Return each line that holds the word "styles".

######

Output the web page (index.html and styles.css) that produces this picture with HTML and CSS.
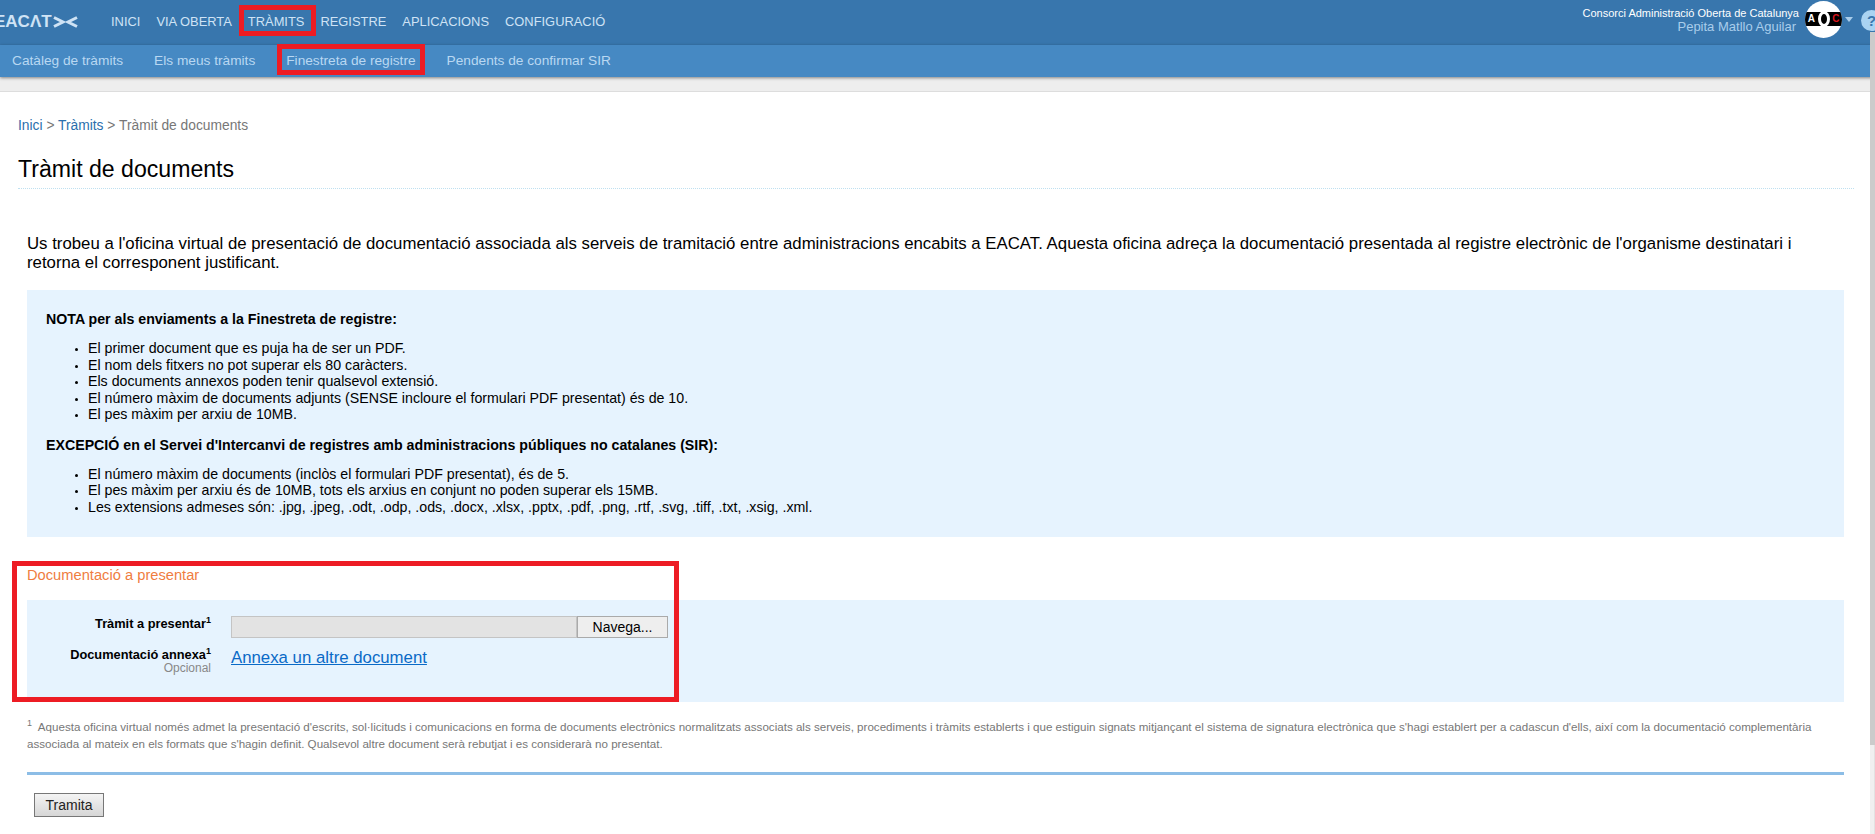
FILE: index.html
```html
<!DOCTYPE html>
<html lang="ca">
<head>
<meta charset="utf-8">
<title>Tràmit de documents</title>
<link rel="stylesheet" href="styles.css">
</head>
<body>
<header class="topbar">
  <div class="logo">EACΛT<svg class="logo-mark" width="25" height="14" viewBox="0 0 25 14"><path d="M1 2.500 10 7 1 11.500M24 2.500 15 7l9 4.500" fill="none" stroke="#cfe3f5" stroke-width="3"/></svg></div>
  <nav class="mainnav">
    <a>INICI</a><a>VIA OBERTA</a><a class="active">TRÀMITS</a><a>REGISTRE</a><a>APLICACIONS</a><a>CONFIGURACIÓ</a>
  </nav>
  <div class="user">
    <div class="org">Consorci Administració Oberta de Catalunya</div>
    <div class="uname">Pepita Matllo Aguilar</div>
  </div>
  <div class="avatar"><div class="av-band"><span class="av-a">A</span><span class="av-o"></span><span class="av-c">C</span></div></div>
  <span class="caret"></span>
  <span class="help">?</span>
</header>
<nav class="subnav">
  <a>Catàleg de tràmits</a><a>Els meus tràmits</a><a>Finestreta de registre</a><a>Pendents de confirmar SIR</a>
</nav>
<div class="strip"></div>
<main class="page">
  <div class="crumbs"><a>Inici</a> &gt; <a>Tràmits</a> &gt; Tràmit de documents</div>
  <h1 class="title">Tràmit de documents</h1>
  <div class="body">
    <p class="intro">Us trobeu a l'oficina virtual de presentació de documentació associada als serveis de tramitació entre administracions encabits a EACAT. Aquesta oficina adreça la documentació presentada al registre electrònic de l'organisme destinatari i retorna el corresponent justificant.</p>
    <section class="note">
      <p class="note-head">NOTA per als enviaments a la Finestreta de registre:</p>
      <ul>
        <li>El primer document que es puja ha de ser un PDF.</li>
        <li>El nom dels fitxers no pot superar els 80 caràcters.</li>
        <li>Els documents annexos poden tenir qualsevol extensió.</li>
        <li>El número màxim de documents adjunts (SENSE incloure el formulari PDF presentat) és de 10.</li>
        <li>El pes màxim per arxiu de 10MB.</li>
      </ul>
      <p class="note-head">EXCEPCIÓ en el Servei d'Intercanvi de registres amb administracions públiques no catalanes (SIR):</p>
      <ul>
        <li>El número màxim de documents (inclòs el formulari PDF presentat), és de 5.</li>
        <li>El pes màxim per arxiu és de 10MB, tots els arxius en conjunt no poden superar els 15MB.</li>
        <li>Les extensions admeses són: .jpg, .jpeg, .odt, .odp, .ods, .docx, .xlsx, .pptx, .pdf, .png, .rtf, .svg, .tiff, .txt, .xsig, .xml.</li>
      </ul>
    </section>
    <h2 class="section-title">Documentació a presentar</h2>
    <section class="form">
      <div class="row">
        <div class="label"><b>Tràmit a presentar<sup>1</sup></b></div>
        <div class="file"><span class="file-path"></span><span class="file-btn">Navega...</span></div>
      </div>
      <div class="row">
        <div class="label"><b>Documentació annexa<sup>1</sup></b><small>Opcional</small></div>
        <a class="attach">Annexa un altre document</a>
      </div>
    </section>
    <p class="foot"><sup>1</sup>&nbsp; Aquesta oficina virtual només admet la presentació d'escrits, sol·licituds i comunicacions en forma de documents electrònics normalitzats associats als serveis, procediments i tràmits establerts i que estiguin signats mitjançant el sistema de signatura electrònica que s'hagi establert per a cadascun d'ells, així com la documentació complementària associada al mateix en els formats que s'hagin definit. Qualsevol altre document serà rebutjat i es considerarà no presentat.</p>
    <hr class="rule">
    <button class="submit">Tramita</button>
  </div>
</main>
<div class="scrollbar"><div class="scroll-thumb"></div></div>
<div class="mark mark-nav"></div>
<div class="mark mark-sub"></div>
<div class="mark mark-form"></div>
</body>
</html>
```
FILE: styles.css
```css
* { box-sizing: border-box; }
html, body { margin: 0; height: 834px; overflow: hidden; }
body { font-family: "Liberation Sans", Arial, sans-serif; background: #fff; color: #000; position: relative; }
.topbar { height: 45px; background: #3876ad; display: flex; align-items: center; color: #cfe3f5; }
.logo { width: 117px; margin-left: -6px; margin-top: -2px; font-size: 17px; font-weight: 700; color: #cfe3f5; display: flex; align-items: center; flex: none; }
.logo-mark { margin-left: 1px; flex: none; }
.mainnav { display: flex; gap: 16px; font-size: 12.900px; flex: 1; margin-top: -2px; }
.mainnav a { color: #cfe3f5; }
.user { text-align: right; line-height: 13px; margin-top: -6px; }
.org { font-size: 11px; color: #fff; }
.uname { font-size: 13px; color: #a9cdeb; padding-right: 3px; }
.avatar { width: 37px; height: 37px; border-radius: 50%; background: #fff; margin-left: 6px; margin-top: -7px; display: flex; align-items: center; overflow: hidden; flex: none; }
.av-band { width: 100%; height: 14px; background: #000; display: flex; align-items: center; justify-content: space-between; }
.av-a, .av-c { font-size: 10px; font-weight: 700; line-height: 14px; width: 13px; text-align: center; color: #fff; }
.av-c { color: #d8151d; }
.av-o { width: 12px; height: 16px; border: 3px solid #fff; border-radius: 50%; background: #000; flex: none; }
.caret { width: 0; height: 0; border: 4.500px solid transparent; border-top: 5px solid #a9cdeb; border-bottom: 0; margin-left: 3px; margin-top: -6px; flex: none; }
.help { width: 21px; height: 21px; border-radius: 50%; background: #a9d3f2; color: #3876ad; font-weight: 700; font-size: 15px; line-height: 21px; text-align: center; margin-left: 8px; margin-right: -7px; margin-top: -5px; flex: none; }
.subnav { height: 32px; background: #4689c3; display: flex; align-items: center; gap: 31px; padding: 0 0 2px 12px; font-size: 13.700px; box-shadow: 0 1px 3px rgba(0,0,0,.45); position: relative; }
.subnav a { color: #b9d8f2; }
.strip { height: 15px; background: #eee; border-bottom: 1px solid #ddd; }
.page { padding: 0 21px 0 18px; }
.crumbs { margin-top: 26px; font-size: 13.800px; line-height: 16px; color: #777; }
.crumbs a { color: #2a6fad; }
.title { margin: 19px 0 0; font-size: 23.100px; font-weight: 400; line-height: 32px; padding-bottom: 3px; border-bottom: 1px dotted #bfe0f0; }
.body { padding: 0 10px 0 9px; }
.intro { margin: 45px 0 0; font-size: 16.800px; line-height: 19px; }
.note { margin-top: 18px; background: #e6f3fe; padding: 19px 19px 16px; font-size: 14.200px; height: 247px; }
.note-head { margin: 0; font-weight: 700; line-height: 20px; }
.note ul { margin: 11px 0 12px; padding-left: 42px; list-style: disc; line-height: 16.500px; }
.note li::marker { font-size: 10px; }
.section-title { margin: 29px 0 0; font-size: 14.700px; font-weight: 400; color: #ef7d3f; line-height: 18px; }
.form { margin-top: 16px; background: #e6f3fe; height: 102px; padding-top: 16px; }
.row { display: flex; align-items: flex-start; gap: 20px; margin-bottom: 9px; }
.label { width: 184px; text-align: right; font-size: 12.800px; line-height: 15px; }
.label sup { font-size: 9px; line-height: 0; }
.label small { display: block; font-size: 12px; line-height: 13px; color: #888; }
.file { display: flex; height: 22px; width: 437px; font-size: 14px; }
.file-path { flex: 1; background: #e3e3e3; border: 1px solid #c4c4c4; }
.file-btn { width: 91px; text-align: center; background: #eee; border: 1px solid #aaa; line-height: 20px; }
.attach { font-size: 16.800px; color: #0a6ac7; text-decoration: underline; line-height: 20px; padding-top: 1px; }
.foot { margin: 16px 0 0; font-size: 11.600px; line-height: 17px; color: #777; }
.foot sup { font-size: 9px; line-height: 0; }
.rule { margin: 20px 0 0; border: 0; height: 3px; background: #8cbde6; }
.submit { display: block; margin: 18px 0 0 7px; width: 70px; height: 24px; padding: 0; font: 14px "Liberation Sans", Arial, sans-serif; color: #222; border: 1px solid #777; background: linear-gradient(#f4f4f4, #d6d6d6); }
.scrollbar { position: absolute; right: 0; top: 32px; bottom: 0; width: 5px; background: #f0f0f0; border-right: 1px solid #e2e2e2; }
.scroll-thumb { height: 713px; margin-right: -1px; background: #cbcbcb; }
.mark { position: absolute; border: 5px solid #ed1c24; pointer-events: none; }
.mark-nav { left: 239px; top: 5px; width: 77px; height: 31px; }
.mark-sub { left: 277px; top: 44px; width: 148px; height: 31px; }
.mark-form { left: 12px; top: 561px; width: 667px; height: 141px; }
```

######

- Written response
Output the web page (index.html and styles.css) that produces this picture with HTML and CSS.
<link rel="stylesheet" href="styles.css">
FILE: styles.css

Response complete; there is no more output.